Les réactions contrastées des places financières
À Londres comme à New York, les eurobonds ghanéennes ont gagné près de 180 points de base dans les heures suivant le vote parlementaire, illustrant un regain de confiance mais aussi la persistance d’une prime de risque supérieure à la moyenne régionale. Standard & Poor’s a, dans la foulée, relevé la perspective de la note souveraine de « négative » à « stable ». Fitch, plus prudente, attend que les créanciers privés confirment leur alignement avant tout mouvement.
Les analystes de JPMorgan soulignent que le Ghana sert désormais de test grandeur nature pour le Cadre commun : « La rapidité avec laquelle les autorités concluront l’accord avec les obligataires sera déterminante pour d’autres États tels que l’Éthiopie ou la Zambie. » Les marchés émergents observent aussi la dynamique des taux américains, facteur exogène susceptible de neutraliser tout avantage acquis.
Implications régionales et lecture géopolitique
Au-delà des chiffres, la restructuration rebat les cartes d’influence en Afrique de l’Ouest. La France, historiquement présente via l’Agence française de développement, s’efforce de conserver un rôle pivot alors que la Chine consolide son empreinte infrastructurelle. Washington multiplie, lui, les visites d’émissaires, soucieux de contrer les avancées sino-russes dans le golfe de Guinée. « Le Ghana devient l’épicentre d’une concurrence feutrée pour la sécurité maritime et l’accès aux minerais critiques », confie un haut responsable de la CEDEAO.

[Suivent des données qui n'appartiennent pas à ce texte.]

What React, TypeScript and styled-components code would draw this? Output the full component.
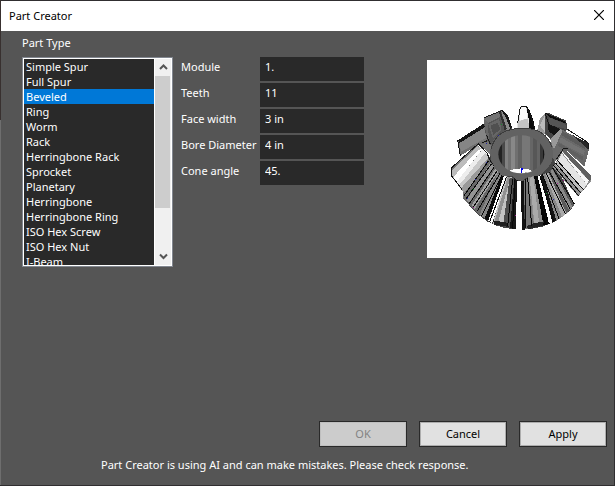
import React, { useRef, useState } from "react";
import styled, { createGlobalStyle } from "styled-components";

const GlobalStyle = createGlobalStyle`
  *, *::before, *::after { box-sizing: border-box; }
  body {
    margin: 0;
    font: 11px/15px "Noto Sans", "Open Sans", sans-serif;
    color: #fff;
    background: #333;
  }
  button, input, select { font: inherit; border-radius: 0; }
`;

const Desktop = styled.div`
  min-height: 100vh;
  display: flex;
  padding: 1px;
  background: linear-gradient(#38302f 120px, #6e6e6e 120px, #6e6e6e calc(100% - 1px), #2b2b2b calc(100% - 1px)) left / 1px 100% no-repeat, #302e30;
`;

const Window = styled.main`
  flex: 1;
  display: flex;
  flex-direction: column;
  background: #555;
`;

const TitleBar = styled.header`
  height: 30px;
  display: flex;
  align-items: center;
  justify-content: space-between;
  padding-left: 8px;
  background: #fff;
  color: #000;
`;

const Title = styled.h1`
  margin: 0;
  padding-bottom: 2px;
  font-size: 11px;
  font-weight: 400;
`;

const CloseButton = styled.button`
  width: 30px;
  height: 30px;
  display: grid;
  place-items: center;
  padding: 0 0 2px;
  border: 0;
  background: transparent;
`;

const Content = styled.section`
  flex: 1;
  display: flex;
  align-items: flex-start;
  gap: 8px;
  padding: 4px 0 0 21px;
`;

const TypePanel = styled.div`
  width: 151px;
  display: grid;
  gap: 7px;
`;

const ListFrame = styled.div`
  height: 210px;
  display: grid;
  grid-template-columns: 1fr 16px;
  column-gap: 1px;
  padding: 1px;
  border: 1px solid #828790;
  background: #fff;
`;

const TypeList = styled.select`
  width: 100%;
  height: 206px;
  padding: 0;
  border: 0;
  outline: 0;
  overflow-y: auto;
  scrollbar-width: none;
  background: #292929;
  color: #fff;
`;

const TypeOption = styled.option`
  height: 15px;
  min-height: 15px;
  padding: 0 2px;
  line-height: 15px;
  color: #fff;

  &:checked {
    background: #0078d7 linear-gradient(#0078d7, #0078d7);
    color: #fff;
  }
`;

const ScrollBar = styled.div`
  display: flex;
  flex-direction: column;
  background: #f0f0f0;
`;

const ScrollTrack = styled.div`
  flex: 1;
`;

const ScrollThumb = styled.div`
  width: 15px;
  height: 77%;
  background: #cdcdcd;
`;

const ScrollButton = styled.button`
  height: 17px;
  display: grid;
  place-items: center;
  padding: 0;
  border: 0;
  background: #f0f0f0;
`;

const Fields = styled.div`
  display: grid;
  grid-template-columns: 79px 104px;
  row-gap: 2px;
  margin-top: 22px;
`;

const FieldLabel = styled.label`
  padding-top: 2px;
  white-space: nowrap;
`;

const FieldInput = styled.input`
  width: 100%;
  height: 24px;
  padding: 0 5px 5px;
  border: 0;
  outline: 0;
  background: #292929;
  color: #fff;
`;

const Preview = styled.figure`
  flex: 0 0 187px;
  height: 198px;
  margin: 25px 0 0 auto;
  background: #fff;

  svg { display: block; }
`;

const Footer = styled.footer`
  display: grid;
  gap: 10px;
  padding-bottom: 13px;
`;

const Actions = styled.div`
  display: flex;
  justify-content: flex-end;
  gap: 12px;
  padding-right: 7px;
`;

const ActionButton = styled.button`
  width: 88px;
  height: 26px;
  padding: 0 0 1px;
  border: 1px solid #292929;
  background: #e1e1e1;
  box-shadow: inset 0 0 0 1px #adadad;
  color: #000;

  &:disabled {
    background: #ccc;
    box-shadow: inset 0 0 0 1px #bfbfbf;
    color: #838383;
  }
`;

const Notice = styled.p`
  margin: 0;
  padding-left: 100px;
`;

const partTypes = [
  "Simple Spur", "Full Spur", "Beveled", "Ring", "Worm", "Rack", "Herringbone Rack",
  "Sprocket", "Planetary", "Herringbone", "Herringbone Ring", "ISO Hex Screw",
  "ISO Hex Nut", "I-Beam", "Channel", "Angle", "Tube",
];

const fields = [
  { id: "module", label: "Module", value: "1." },
  { id: "teeth", label: "Teeth", value: "11" },
  { id: "face-width", label: "Face width", value: "3 in" },
  { id: "bore-diameter", label: "Bore Diameter", value: "4 in" },
  { id: "cone-angle", label: "Cone angle", value: "45." },
];

type Facet = [points: string, fill: string];

const backTeeth: Facet[] = [
  ["98,258 178,207 200,262 196,300 160,264 106,302", "#777"],
  ["103,262 177,218 184,248 108,290", "#858585"],
  ["98,256 178,205 179,217 104,264", "#151515"],
  ["106,302 108,292 160,262 190,254 192,262 164,268", "#707070"],
  ["176,188 230,165 246,178 262,222 225,244 198,272 187,256 180,228", "#555"],
  ["176,190 226,170 230,184 189,204 184,240", "#737373"],
  ["176,190 189,204 192,262 184,240", "#686868"],
  ["190,208 222,192 230,226 204,250", "#666"],
  ["196,213 217,203 226,222 206,240", "#505050"],
  ["229,168 240,172 258,222 242,226", "#8c8c8c"],
  ["228,166 233,164 250,188 261,220 256,221 240,182", "#181818"],
  ["222,172 228,172 246,222 239,225", "#303030"],
  ["277,208 284,163 290,153 305,153 316,180 318,222 276,224", "#e4e4e4"],
  ["286,164 292,155 303,156 307,190 284,197", "#fafafa"],
  ["280,199 307,191 315,221 278,223", "#c4c4c4"],
  ["303,153 314,166 327,202 330,223 313,221 311,190", "#090909"],
  ["337,226 344,192 362,174 371,182 372,244", "#999"],
  ["344,211 361,180 366,182 360,232", "#bbb"],
  ["361,173 371,174 424,197 426,226 408,232 384,260 360,236", "#454545"],
  ["364,175 421,199 422,205 373,187", "#0c0c0c"],
  ["371,187 421,207 424,222 374,210", "#555"],
  ["369,208 410,225 394,244 371,230", "#141414"],
  ["408,222 489,266 492,284 478,334 417,280 384,330 378,262", "#696969"],
  ["406,222 413,225 387,284 375,252", "#999"],
  ["412,229 484,272 479,282 408,240", "#5b5b5b"],
  ["407,247 480,288 476,300 401,261", "#737373"],
  ["401,263 476,306 472,316 400,273", "#606060"],
  ["443,240 488,264 491,283 483,278", "#262626"],
];

const frontFacets: Facet[] = [
  ["157,268 205,335 116,433 112,403 78,361 78,338", "#777"],
  ["158,274 172,281 88,378 80,362 83,343", "#bcbcbc"],
  ["160,284 171,283 94,382 85,366", "#fff"],
  ["172,283 182,294 103,399 94,382", "#ededed"],
  ["182,292 190,310 108,405 102,391", "#c8c8c8"],
  ["189,309 197,322 117,414 107,401", "#999"],
  ["190,312 240,363 169,485 115,430", "#686868"],
  ["196,324 206,335 132,444 125,435", "#949494"],
  ["211,341 220,350 149,462 140,451", "#a0a0a0"],
  ["218,355 234,365 180,490 164,479", "#858585"],
  ["230,361 239,363 191,498 179,490", "#0b0b0b"],
  ["237,363 246,365 202,504 190,497", "#fff"],
  ["243,364 268,369 252,516 203,506", "#c2c2c2"],
  ["248,367 256,367 218,508 207,505", "#909090"],
  ["254,369 269,370 263,520 234,514", "#4c4c4c"],
  ["268,370 280,377 277,524 255,519", "#171717"],
  ["275,378 291,378 291,524 274,523", "#fff"],
  ["287,377 297,378 299,524 291,524", "#111"],
  ["297,377 308,369 334,516 300,522", "#777"],
  ["308,367 331,360 364,508 328,518", "#8d8d8d"],
  ["314,369 325,365 343,510 329,512", "#aaa"],
  ["327,363 339,361 374,506 356,512", "#050505"],
  ["338,364 347,361 384,502 372,506", "#fff"],
  ["346,362 354,359 396,496 382,502", "#131313"],
  ["353,358 368,353 421,479 394,497", "#888"],
  ["361,358 371,353 428,473 411,487", "#aaa"],
  ["370,351 383,338 449,450 424,475", "#5a5a5a"],
  ["376,348 382,342 442,455 432,466", "#8a8a8a"],
  ["384,337 415,280 498,361 498,379 459,424", "#909090"],
  ["399,317 410,295 486,389 475,402", "#e4e4e4"],
  ["411,292 418,294 491,377 486,389", "#f7f7f7"],
  ["390,327 398,315 475,402 467,410", "#bcbcbc"],
  ["414,278 498,361 496,380 416,295", "#606060"],
  ["204,496 247,503 252,516 208,509", "#202020"],
  ["305,514 324,505 357,499 352,513 310,522", "#242424"],
];

const outerEdges = [
  "M98 256 106 302M100 258 178 207M177 188 232 166 248 184 260 218M184 239 196 268M187 257 171 264",
  "M160 266 80 338 80 363 111 403M160 266 186 294 196 318 228 357",
  "M395 312 416 280 428 280M426 222 489 263 490 281M361 175 371 208 406 224",
  "M278 203 286 157 291 153 304 153 317 181 328 218",
];

const toothEdges = [
  "M191 317 117 422M199 327 122 433M207 337 133 446M216 348 145 456M225 356 156 469M231 360 170 482M245 365 194 500",
  "M263 371 248 514M270 374 263 520M301 373 302 520M308 369 320 512",
  "M333 363 365 506M344 360 386 500M352 358 402 491M363 354 421 476M373 350 435 461M383 339 448 447",
  "M385 330 461 423M391 323 467 414M396 315 476 405",
];

const boreStripes: Facet[] = [
  ["219,238 230,238 230,360 219,360", "#222"],
  ["230,238 239,238 239,360 230,360", "#494949"],
  ["239,238 249,238 249,360 239,360", "#818181"],
  ["249,238 259,238 259,360 249,360", "#707070"],
  ["259,238 270,238 270,360 259,360", "#888"],
  ["270,238 280,238 280,360 270,360", "#707070"],
  ["280,238 291,238 291,360 280,360", "#626262"],
  ["291,238 315,238 315,360 291,360", "#777"],
  ["315,238 323,238 323,360 315,360", "#666"],
  ["323,238 335,238 335,360 323,360", "#575757"],
  ["335,238 345,238 345,360 335,360", "#646464"],
  ["345,238 353,238 353,360 345,360", "#383838"],
  ["353,238 359,238 359,360 353,360", "#151515"],
];

const FacetGroup = ({ items }: { items: Facet[] }) => (
  <>{items.map(([points, fill]) => <polygon key={points} points={points} fill={fill} />)}</>
);

const BevelGear = () => (
  <svg width="187" height="198" viewBox="6 15 561 594" role="img" aria-label="Bevel gear preview" shapeRendering="crispEdges">
    <defs>
      <clipPath id="gear-hole"><ellipse cx="289" cy="298" rx="69" ry="57" /></clipPath>
    </defs>
    <FacetGroup items={backTeeth} />
    <path d="M113 425C140 465 175 500 215 512C260 527 310 527 355 514C400 500 430 475 449 450L384 310 197 300Z" fill="#444" />
    <FacetGroup items={frontFacets} />
    {outerEdges.map((d) => <path key={d} d={d} fill="none" stroke="#161616" strokeWidth="3" />)}
    {toothEdges.map((d) => <path key={d} d={d} fill="none" stroke="#090909" strokeWidth="3" />)}
    <path d="M196 300C189 250 230 219 290 220S384 251 384 302C382 327 366 345 344 361L325 364 305 368 291 378 273 374 263 364 238 364C216 352 198 329 196 300Z" fill="#626262" />
    <path d="M199 282C207 241 240 221 290 220S368 238 380 275" fill="none" stroke="#3c3c3c" strokeWidth="3" />
    <g clipPath="url(#gear-hole)">
      <FacetGroup items={boreStripes} />
      <path d="M247 350Q288 330 329 350L320 360H255Z" fill="#fff" />
      <path d="M261 350h8v5h-8zM299 350h8v5h-8z" fill="#aaa" />
    </g>
    <path d="M288 338h5v7h-2v10h-3z" fill="#0000e6" />
    <path d="M183 265h3v3h-3zM182 321h3v3h-3zM150 372h3v3h-3zM126 430h3v3h-3zM384 432h3v3h-3zM220 239h3v3h-3z" fill="#22229d" />
    <path d="M229 207h3v3h-3zM145 403h3v3h-3zM364 415h3v3h-3z" fill="#168b2b" />
    <path d="M144 456h3v3h-3zM269 481h3v3h-3zM397 383h3v3h-3zM413 374h3v3h-3z" fill="#a0208f" />
  </svg>
);

const Chevron = ({ up = false }: { up?: boolean }) => (
  <svg width="9" height="7" viewBox="0 0 9 7" aria-hidden="true">
    <path d={up ? "M1 5 4.5 1.5 8 5" : "M1 1.5 4.5 5 8 1.5"} fill="none" stroke="#555" strokeWidth="2" />
  </svg>
);

export default function App() {
  const listRef = useRef<HTMLSelectElement>(null);
  const [partType, setPartType] = useState("Beveled");
  const scroll = (amount: number) => listRef.current?.scrollBy(0, amount);

  return (
    <>
      <GlobalStyle />
      <Desktop>
        <Window>
          <TitleBar>
            <Title>Part Creator</Title>
            <CloseButton aria-label="Close">
              <svg width="10" height="10" viewBox="0 0 10 10" aria-hidden="true">
                <path d="m0 0 10 10M10 0 0 10" stroke="#000" strokeWidth="1.2" />
              </svg>
            </CloseButton>
          </TitleBar>
          <Content>
            <TypePanel>
              <label htmlFor="part-type">Part Type</label>
              <ListFrame>
                <TypeList id="part-type" ref={listRef} size={13} value={partType} onChange={(e) => setPartType(e.target.value)}>
                  {partTypes.map((type) => <TypeOption key={type}>{type}</TypeOption>)}
                </TypeList>
                <ScrollBar>
                  <ScrollButton aria-label="Scroll up" onClick={() => scroll(-15)}><Chevron up /></ScrollButton>
                  <ScrollTrack><ScrollThumb /></ScrollTrack>
                  <ScrollButton aria-label="Scroll down" onClick={() => scroll(15)}><Chevron /></ScrollButton>
                </ScrollBar>
              </ListFrame>
            </TypePanel>
            <Fields>
              {fields.map(({ id, label, value }) => (
                <React.Fragment key={id}>
                  <FieldLabel htmlFor={id}>{label}</FieldLabel>
                  <FieldInput id={id} defaultValue={value} />
                </React.Fragment>
              ))}
            </Fields>
            <Preview><BevelGear /></Preview>
          </Content>
          <Footer>
            <Actions>
              <ActionButton disabled>OK</ActionButton>
              <ActionButton>Cancel</ActionButton>
              <ActionButton>Apply</ActionButton>
            </Actions>
            <Notice>Part Creator is using AI and can make mistakes. Please check response.</Notice>
          </Footer>
        </Window>
      </Desktop>
    </>
  );
}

Accra entend capitaliser sur ce regain d’attention. Le président Nana Akufo-Addo, dont le second mandat s’achève en janvier 2025, mise sur l’allègement de dette pour relancer le projet de zone industrielle de Tema et doter l’armée d’équipements côtiers. L’équation est subtile : trop de dépendance vis-à-vis d’un seul partenaire risquerait de mécontenter les autres bailleurs, alors que la stabilité régionale demeure fragile, minée par la crise sécuritaire au Sahel.
Un précédent pour la gouvernance de la dette africaine
Avec cet accord, le Cadre commun du G20 enregistre un succès institutionnel rare, après les critiques suscitées par la lenteur des dossiers zambien et éthiopien. Pour le Ghana, l’enjeu est désormais double : transformer le répit obtenu en réformes structurelles et convaincre les créanciers privés d’adhérer à des conditions similaires. S’il y parvient, Accra montrera qu’un alignement entre bailleurs occidentaux et chinois est possible, à la condition d’une transparence renforcée.
À l’inverse, un échec prolongé raviverait le débat sur la soutenabilité de la dette africaine et les mécanismes de partage des pertes. Pour l’heure, l’optimisme prudent domine. Selon l’économiste ghanéen Kwame Pianim, « l’histoire retiendra peut-être 2025 comme l’année où l’Afrique a commencé à redéfinir les règles du jeu de la finance internationale, non pas par la force, mais par la persuasion diplomatique ». Reste à savoir si cette persuasion suffira à transformer la trêve financière d’aujourd’hui en prospérité durable.